And that was good enough for me and for everyone else that day.

So shoot me, I loved Mount Sunapee! Yes, it hardly has any expert terrain at all. Yes, it’s small without a lot of fancy frills.  And yes, the proximity to Boston (just 84 miles up I-93) means you have to hold back the acid reflex caused by being in Patriots country. (GO STEELERS!) But Mount Sunapee is a keeper for myriad other reasons, and its whole is far greater than the sum of its humble parts.

Sunapee is easy to get to, ergonomically designed, fosters an atmosphere of rowdy fun while being family-oriented at the same time, and has terrain every skier can handle. It’s Blue Square Heaven for sure, but we all need a place like that, whether to raise the kids, teach a newbie, or just have a quick, low impact escape. And the views of the lake from the summit are as good as you find in the east; a bluebird day puts the “Sun” in “Sunapee.”

So “so what?” that Mount Sunapee’s a milk run?! Easy peasy, Sunapee-zee:  It’s a bumper sticker, it’s a refrigerator magnet, it’s a mantra. And for some, it’s a lifestyle.
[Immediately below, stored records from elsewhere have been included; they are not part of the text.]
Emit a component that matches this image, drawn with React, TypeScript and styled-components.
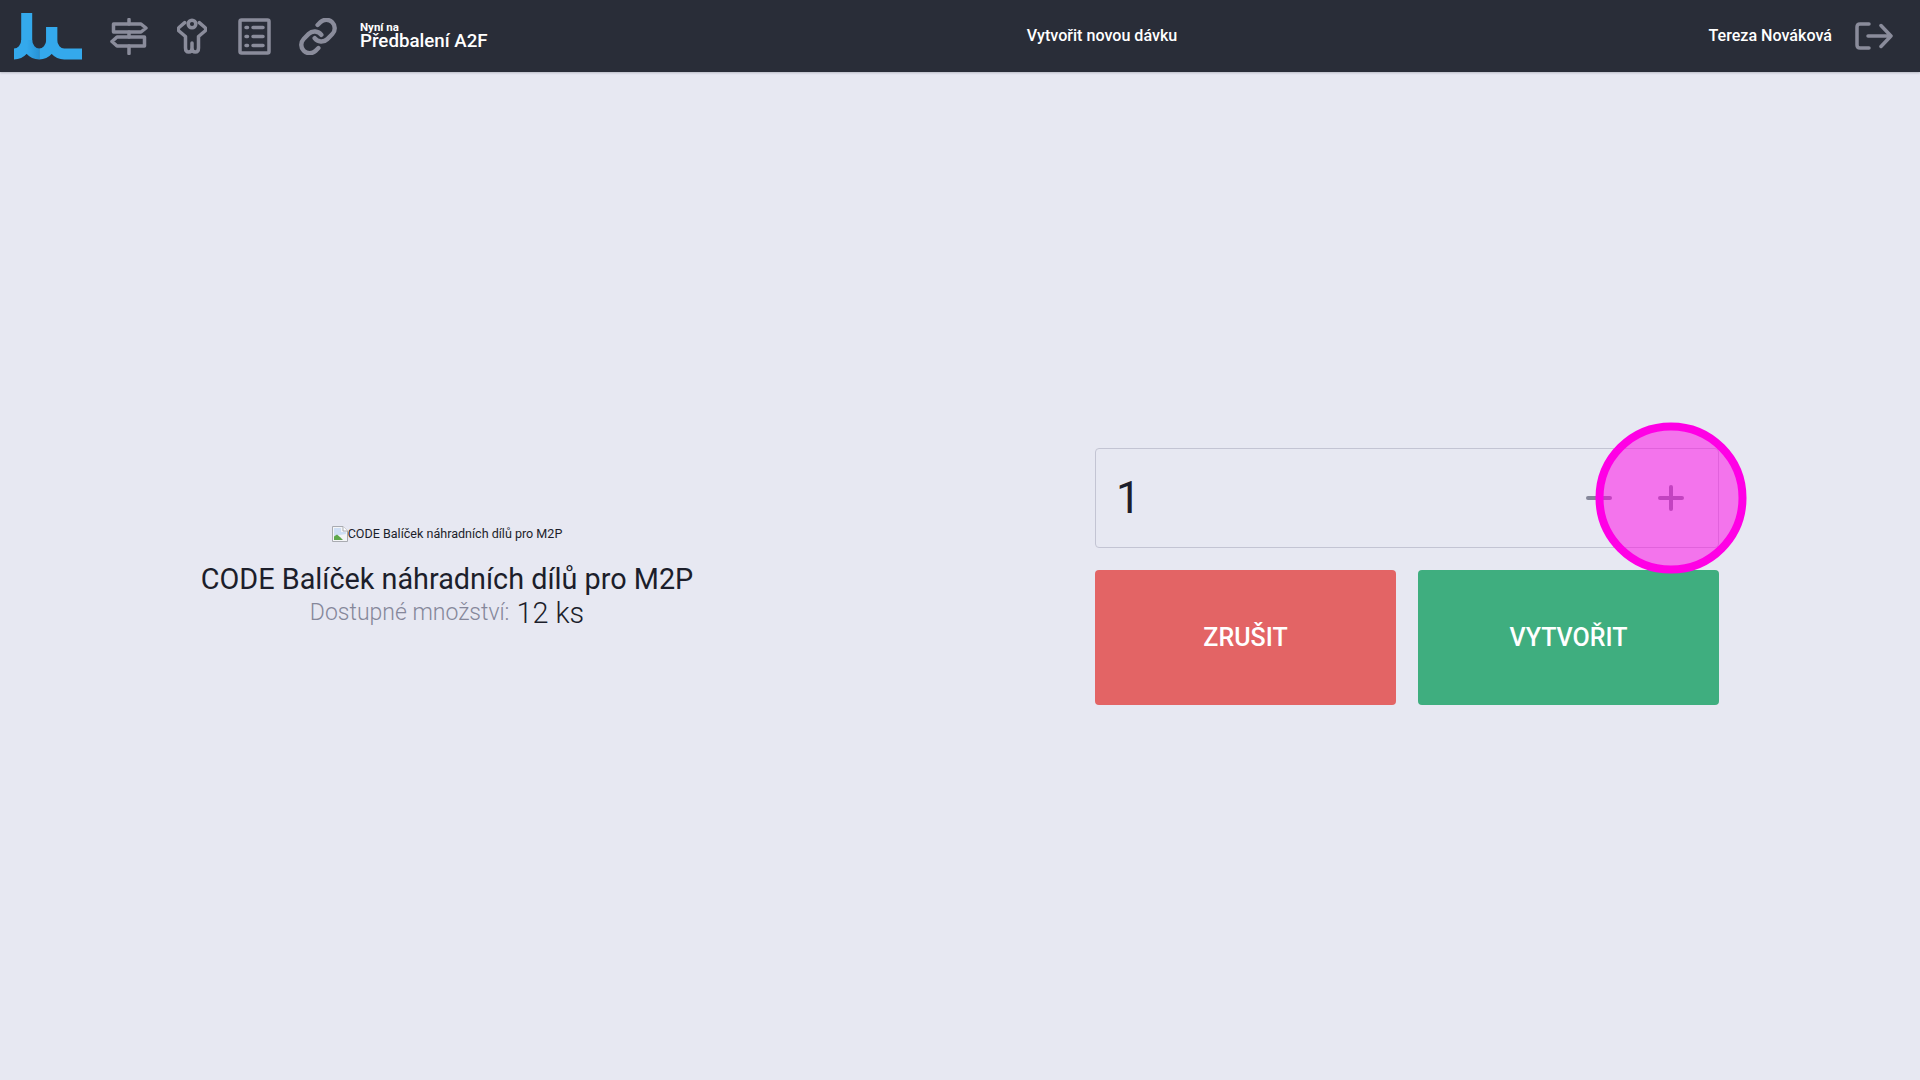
import styled, { createGlobalStyle } from 'styled-components'

const GlobalStyle = createGlobalStyle`
  html, body {
    margin: 0;
    height: 100%;
    background: #e7e8f2;
    font-family: Roboto, "Liberation Sans", sans-serif;
    color: #1c1e2b;
  }
  * {
    box-sizing: border-box;
  }
`

const TopBar = styled.header`
  display: flex;
  align-items: center;
  justify-content: space-between;
  height: 72px;
  padding: 0 27px 0 14px;
  background: #292d38;
  box-shadow: 0 1px 2px rgba(41, 45, 56, 0.25);
  color: #fff;
`

const LeftGroup = styled.div`
  display: flex;
  align-items: center;
`

const RightGroup = styled.div`
  display: flex;
  align-items: center;
  gap: 23px;
`

const Logo = styled.svg`
  display: block;
  width: 68px;
  height: 47px;
  margin-right: 28px;
`

const NavIcon = styled.svg<{ $gap: number }>`
  display: block;
  flex: none;
  margin-right: ${p => p.$gap}px;
  fill: none;
  stroke: #8a8c9b;
  stroke-width: 3.5;
  stroke-linecap: round;
  stroke-linejoin: round;
`

const LinkIcon = styled(NavIcon)`
  stroke-width: 2.6;
`

const Station = styled.div`
  display: flex;
  flex-direction: column;
  margin-top: -2px;
`

const StationLabel = styled.span`
  font-size: 11.5px;
  font-weight: 700;
  line-height: 12px;
`

const StationName = styled.span`
  font-size: 18.72px;
  font-weight: 500;
  line-height: 17px;
`

const BarTitle = styled.span`
  margin-top: -2px;
  font-size: 16.1px;
  font-weight: 500;
`

const CenterTitle = styled(BarTitle)`
  margin-left: 8px;
`

const Content = styled.main`
  display: flex;
  align-items: center;
  height: 1008px;
`

const Product = styled.section`
  display: flex;
  flex-direction: column;
  align-items: center;
  flex: none;
  width: 894px;
  padding-top: 1px;
`

const Picture = styled.div`
  display: flex;
  align-items: center;
  margin-bottom: 18px;
  font-size: 12.55px;
  line-height: 18px;
`

const BrokenImage = styled.svg`
  display: block;
  width: 16px;
  height: 16px;
`

const ProductName = styled.h1`
  margin: 0;
  font-size: 28.8px;
  font-weight: 400;
  line-height: 36px;
`

const Stock = styled.div`
  display: flex;
  align-items: center;
  gap: 7px;
  line-height: 32px;
`

const StockLabel = styled.span`
  font-size: 23px;
  font-weight: 300;
  color: #85879a;
`

const StockValue = styled.span`
  font-size: 28.8px;
  font-weight: 300;
`

const Form = styled.section`
  display: flex;
  flex-direction: column;
  gap: 22px;
  flex: none;
  width: 624px;
  margin-left: 201px;
`

const Quantity = styled.div`
  display: flex;
  align-items: center;
  height: 100px;
  padding: 0 11px 0 20px;
  border: 1px solid #c3c4d3;
  border-radius: 4px;
`

const QuantityValue = styled.span`
  flex: 1;
  font-size: 44px;
  font-weight: 400;
`

const Step = styled.div`
  position: relative;
  display: flex;
  align-items: center;
  justify-content: center;
  width: 72px;
  height: 98px;
`

const StepGlyph = styled.svg`
  display: block;
  width: 26px;
  height: 26px;
  stroke: #85879a;
  stroke-width: 4;
  stroke-linecap: round;
`

const ClickMarker = styled.div`
  position: absolute;
  top: 50%;
  left: 50%;
  width: 151px;
  height: 151px;
  border: 8px solid #ff00e5;
  border-radius: 50%;
  background: rgba(255, 0, 229, 0.5);
  transform: translate(-50%, -50%);
`

const Actions = styled.div`
  display: grid;
  grid-template-columns: 1fr 1fr;
  gap: 22px;
`

const ActionButton = styled.button<{ $tone: 'danger' | 'success' }>`
  height: 135px;
  border: 0;
  border-radius: 4px;
  background: ${p => (p.$tone === 'danger' ? '#e36465' : '#3fae7f')};
  color: #fff;
  font-family: inherit;
  font-size: 25px;
  font-weight: 500;
`

function TopNavigation () {
  return <LeftGroup>
    <Logo viewBox="0 0 68 47">
      <defs>
        <linearGradient id="fold" x1="0" x2="1" y1="0" y2="0">
          <stop offset="0" stopColor="#34a9ec" />
          <stop offset="1" stopColor="#2793d6" />
        </linearGradient>
      </defs>
      <g fill="none" stroke="#34a9ec" strokeWidth="11">
        <path d="M12.7 0V27A12.7 14 0 0 1 0 41" />
        <path d="M12.7 27A12.5 14 0 0 0 25.2 41" stroke="url(#fold)" />
        <path d="M37.7 14V27A12.5 14 0 0 1 25.2 41" />
        <path d="M37.7 14V27A12.5 14 0 0 0 50.2 41H68" />
      </g>
    </Logo>
    <NavIcon $gap={29} width="38" height="37" viewBox="0 0 38 37">
      <path d="M19 1.5V6M19 14V19M19 28V35.5" />
      <path d="M3.5 6H31L36 10L31 14H3.5Z" />
      <path d="M7 19H34.5V28H7L2 23.5Z" />
    </NavIcon>
    <NavIcon $gap={31} width="30" height="36" viewBox="0 0 30 36">
      <circle cx="15" cy="6" r="3.8" />
      <path d="M7.7 4.7L2 9.5C1 10.7 1 12 2 13L8.5 18.5V30C8.5 32.5 9.7 34 11.7 34C13.7 34 15 32.5 15 30V25V30C15 32.5 16.3 34 18.3 34C20.3 34 21.5 32.5 21.5 30V18.5L28 13C29 12 29 10.7 28 9.5L22.3 4.7" />
    </NavIcon>
    <NavIcon $gap={28} width="33" height="37" viewBox="0 0 33 37">
      <rect x="2" y="2" width="29" height="33" rx="1.5" />
      <path d="M8 9.5H9.5M15 9.5H25M8 18.5H9.5M15 18.5H25M8 27.5H9.5M15 27.5H25" />
    </NavIcon>
    <LinkIcon $gap={23} width="38" height="37" viewBox="1 1 22 22">
      <path d="M10 13a5 5 0 0 0 7.54.54l3-3a5 5 0 0 0-7.07-7.07l-1.72 1.71" />
      <path d="M14 11a5 5 0 0 0-7.54-.54l-3 3a5 5 0 0 0 7.07 7.07l1.71-1.71" />
    </LinkIcon>
    <Station>
      <StationLabel>Nyní na</StationLabel>
      <StationName>Předbalení A2F</StationName>
    </Station>
  </LeftGroup>
}

function UserArea () {
  return <RightGroup>
    <BarTitle>Tereza Nováková</BarTitle>
    <NavIcon $gap={0} width="38" height="28" viewBox="0 0 38 28">
      <path d="M14 2H5C3 2 2 3 2 5V23C2 25 3 26 5 26H14" />
      <path d="M13 14H36M26 3.5L36 14L26 24.5" />
    </NavIcon>
  </RightGroup>
}

function App () {
  return <>
    <GlobalStyle />
    <TopBar>
      <TopNavigation />
      <CenterTitle>Vytvořit novou dávku</CenterTitle>
      <UserArea />
    </TopBar>
    <Content>
      <Product>
        <Picture>
          <BrokenImage viewBox="0 0 16 16">
            <path d="M.5.5H11L15.5 5V15.5H.5Z" fill="#f4f5f7" stroke="#a9abb1" />
            <path d="M11 .5V5H15.5" fill="#fff" stroke="#a9abb1" />
            <path d="M2 2H9V6H14V8L2 10Z" fill="#cfdff5" />
            <path d="M2 14V10.5L5 8.5L8.5 11.5L11 14Z" fill="#5da84c" />
          </BrokenImage>
          CODE Balíček náhradních dílů pro M2P
        </Picture>
        <ProductName>CODE Balíček náhradních dílů pro M2P</ProductName>
        <Stock>
          <StockLabel>Dostupné množství:</StockLabel>
          <StockValue>12 ks</StockValue>
        </Stock>
      </Product>
      <Form>
        <Quantity>
          <QuantityValue>1</QuantityValue>
          <Step>
            <StepGlyph viewBox="0 0 26 26"><path d="M2 13H24" /></StepGlyph>
          </Step>
          <Step>
            <StepGlyph viewBox="0 0 26 26"><path d="M2 13H24M13 2V24" /></StepGlyph>
            <ClickMarker />
          </Step>
        </Quantity>
        <Actions>
          <ActionButton $tone="danger">ZRUŠIT</ActionButton>
          <ActionButton $tone="success">VYTVOŘIT</ActionButton>
        </Actions>
      </Form>
    </Content>
  </>
}

export default App
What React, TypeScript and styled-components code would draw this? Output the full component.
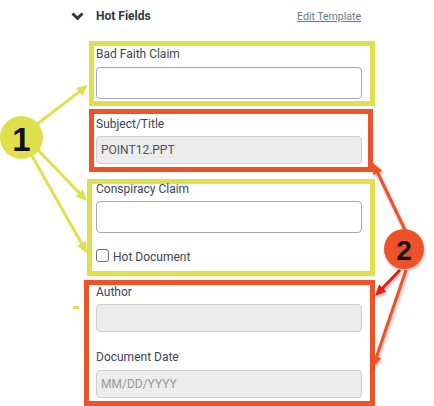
import React from "react";
import styled, { createGlobalStyle } from "styled-components";

const YELLOW = "#dfe04b";
const ORANGE = "#f05228";
const RED = "#f21b12";

const Global = createGlobalStyle`
  html, body { margin: 0; padding: 0; background: #fff; }
  * { box-sizing: border-box; }
`;

const Page = styled.div`
  position: relative;
  width: 434px;
  height: 406px;
  overflow: hidden;
  background: #fff;
  font-family: Roboto, "Liberation Sans", sans-serif;
`;

const Header = styled.div`
  display: flex;
  align-items: baseline;
  margin-left: 71px;
  width: 290px;
  padding-top: 8px;
  height: 24px;
`;

const ChevronIcon = styled.svg`
  width: 13px;
  height: 8px;
  align-self: center;
  flex: none;
`;

const Title = styled.h3`
  margin: 0 0 0 12px;
  font-size: 12px;
  line-height: 16px;
  font-weight: 700;
  color: #2e3847;
`;

const EditLink = styled.a`
  margin-left: auto;
  font-size: 10.5px;
  line-height: 16px;
  color: #6a7890;
  text-decoration: underline;
  cursor: pointer;
`;

const Box = styled.section<{
  $color: string;
  $ml: number;
  $w: number;
  $mt: number;
  $pad: string;
}>`
  display: flex;
  flex-direction: column;
  border: 5px solid ${(p) => p.$color};
  margin-left: ${(p) => p.$ml}px;
  margin-top: ${(p) => p.$mt}px;
  width: ${(p) => p.$w}px;
  padding: ${(p) => p.$pad};
`;

const Field = styled.div<{ $mt?: number; $gap: number }>`
  display: flex;
  flex-direction: column;
  gap: ${(p) => p.$gap}px;
  margin-top: ${(p) => p.$mt ?? 0}px;
`;

const Label = styled.label`
  font-size: 12px;
  line-height: 16px;
  color: #3b4658;
`;

const TextInput = styled.input<{ $h: number; $disabled?: boolean }>`
  display: block;
  width: 100%;
  height: ${(p) => p.$h}px;
  margin: 0;
  padding: 0 4px;
  border: 1px solid ${(p) => (p.$disabled ? "#cfcfcf" : "#a9a9a9")};
  border-radius: 4px;
  background: ${(p) => (p.$disabled ? "#ececec" : "#fff")};
  font-family: Roboto, "Liberation Sans", sans-serif;
  font-size: 12px;
  color: #50555d;
  outline: none;
  &::placeholder {
    color: #9a9a9a;
  }
`;

const CheckRow = styled.label`
  display: flex;
  align-items: flex-start;
  gap: 4px;
  margin-top: 16px;
  height: 16px;
  font-size: 12px;
  line-height: 16px;
  color: #3b4658;
`;

const Check = styled.input`
  appearance: none;
  -webkit-appearance: none;
  width: 13px;
  height: 13px;
  margin: 0;
  border: 1.5px solid #6f6f6f;
  border-radius: 3px;
  background: #fff;
  flex: none;
`;

const Overlay = styled.svg`
  position: absolute;
  left: 0;
  top: 0;
  width: 434px;
  height: 406px;
  pointer-events: none;
  overflow: visible;
`;

const Badge = styled.div<{ $bg: string; $x: number; $y: number; $d: number; $fs: number; $shadow?: boolean }>`
  position: absolute;
  left: ${(p) => p.$x}px;
  top: ${(p) => p.$y}px;
  width: ${(p) => p.$d}px;
  height: ${(p) => p.$d}px;
  border-radius: 50%;
  background: ${(p) => p.$bg};
  display: flex;
  align-items: center;
  justify-content: center;
  font-family: "Liberation Sans", Arial, sans-serif;
  font-weight: 700;
  font-size: ${(p) => p.$fs}px;
  line-height: 1;
  color: #111;
  padding-top: 3px;
  ${(p) => (p.$shadow ? "box-shadow: 1px 2px 3px rgba(0,0,0,0.25);" : "")}
`;

type ArrowProps = { x1: number; y1: number; x2: number; y2: number; color: string; len?: number; w?: number; sw?: number };

function Arrow({ x1, y1, x2, y2, color, len = 11, w = 10, sw = 3 }: ArrowProps) {
  const dx = x2 - x1;
  const dy = y2 - y1;
  const L = Math.hypot(dx, dy);
  const ux = dx / L;
  const uy = dy / L;
  const bx = x2 - ux * len;
  const by = y2 - uy * len;
  const px = -uy * (w / 2);
  const py = ux * (w / 2);
  return (
    <g>
      <line x1={x1} y1={y1} x2={bx + ux} y2={by + uy} stroke={color} strokeWidth={sw} />
      <polygon points={`${x2},${y2} ${bx + px},${by + py} ${bx - px},${by - py}`} fill={color} />
    </g>
  );
}

export default function App() {
  return (
    <Page>
      <Global />
      <Header>
        <ChevronIcon viewBox="0 0 13 8">
          <polyline points="1.5,1.5 6.5,6.3 11.5,1.5" fill="none" stroke="#2e3847" strokeWidth={3} />
        </ChevronIcon>
        <Title>Hot Fields</Title>
        <EditLink>Edit Template</EditLink>
      </Header>

      <Box $color={YELLOW} $ml={89} $w={286} $mt={17} $pad="0 8px 2px 2px">
        <Field $gap={5}>
          <Label>Bad Faith Claim</Label>
          <TextInput $h={32} />
        </Field>
      </Box>

      <Box $color={ORANGE} $ml={89} $w={284} $mt={3} $pad="2px 6px 3px 2px">
        <Field $gap={4}>
          <Label>Subject/Title</Label>
          <TextInput $h={28} $disabled readOnly defaultValue="POINT12.PPT" />
        </Field>
      </Box>

      <Box $color={YELLOW} $ml={87} $w={288} $mt={7} $pad="0 8px 6px 4px">
        <Field $gap={4} $mt={-3}>
          <Label>Conspiracy Claim</Label>
          <TextInput $h={32} />
        </Field>
        <CheckRow>
          <Check type="checkbox" />
          Hot Document
        </CheckRow>
      </Box>

      <Box $color={ORANGE} $ml={84} $w={291} $mt={4} $pad="0 8px 3px 7px">
        <Field $gap={4} $mt={-1}>
          <Label>Author</Label>
          <TextInput $h={28} $disabled readOnly />
        </Field>
        <Field $gap={5} $mt={17}>
          <Label>Document Date</Label>
          <TextInput $h={28} $disabled readOnly placeholder="MM/DD/YYYY" />
        </Field>
      </Box>

      <Overlay viewBox="0 0 434 406">
        <rect x={73} y={306} width={6} height={3} fill={YELLOW} />
        <Arrow x1={36} y1={125} x2={88} y2={85} color={YELLOW} />
        <Arrow x1={38} y1={150} x2={87} y2={201} color={YELLOW} />
        <Arrow x1={32} y1={156} x2={87} y2={253} color={YELLOW} />
        <g style={{ filter: "drop-shadow(1px 2px 1.5px rgba(0,0,0,0.3))" }}>
          <Arrow x1={406} y1={232} x2={373} y2={163} color={ORANGE} />
          <Arrow x1={400} y1={270} x2={375} y2={296} color={RED} />
          <Arrow x1={406} y1={270} x2={373} y2={367} color={ORANGE} />
        </g>
      </Overlay>

      <Badge $bg={YELLOW} $x={0} $y={116} $d={43} $fs={33}>1</Badge>
      <Badge $bg={ORANGE} $x={384} $y={229} $d={40} $fs={28} $shadow>2</Badge>
    </Page>
  );
}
LAKE SUNAPEE SMILING BENEATH AN AZURE SKY IN A PROPER REJOINDER TO CANNON’S ECHO LAKE.

MEET THE MUELLERS

[Editor’s Note: Something a little different…in a first for this series, Jay tells the history of the resort through the eyes of someone intricately associated with its meteoric rise from humble beginnings to prominence, Tim Mueller, who along with his wife Diane owned and operated Mount Sunapee, as well as Vermont’s Okemo and Crested Butte in Colorado.]

Jay F:  So did you get out of the biz at the right time, or what?

(LAUGHTER)

Tim M:  Yeah, you could say that…

Jay F: Tell us about your first skiing memories.

Tim M: The first time I ever skied was in Winter Park, Colorado in 1963. I was 13, and my parents’ friends had a son my age. They came to visit Colorado and invited me go skiing with them at a place right across from slope-side, and it was a great time, I loved it. I also picked it up quickly, as most young kids would if you do enough athletics.

Jay F:  Is that when you fell in love with it for life?

Tim: Oh yeah, that was it. Once I started, that was it. And then things really picked up when I started a family with Diane, and we bought Okemo in 1982.

Jay F: What are your first memories of Sunapee?

Tim M: Well it was back when Howard Dean was governor…

Jay F: Oh, do you mean Howard the Scream?

(LAUGHTER)

Tim M:  (chuckling) Yes, that would be him. Well, New Hampshire and Vermont had the Governor’s Cup races at Sunapee that year. It was in the early ’90s, and I’d never skied at Sunapee, but Diane and I had owned Okemo for about ten years by then.

I was really impressed with it right away. It seemed a nice, small-to- medium sized area in an excellent location, with diverse terrain, lots of good intermediate level trails, an excellent beginner area, and a family atmosphere that was also fun. And it was owned by the state, which was important because I knew that they had discussions about privatizing their ski businesses. So I put it in the back of my mind to keep an eye on it.

Jay F: Now that’s a perfect segue into my next question:  Let’s take a moment to summarize the history of the mountain pre-your involvement.

Tim M: The state decided they would build a recreation site next to Lake Sunapee. So they bought the land the mountain sits on through eminent domain from the farmers, which was controversial, even now we talk about it…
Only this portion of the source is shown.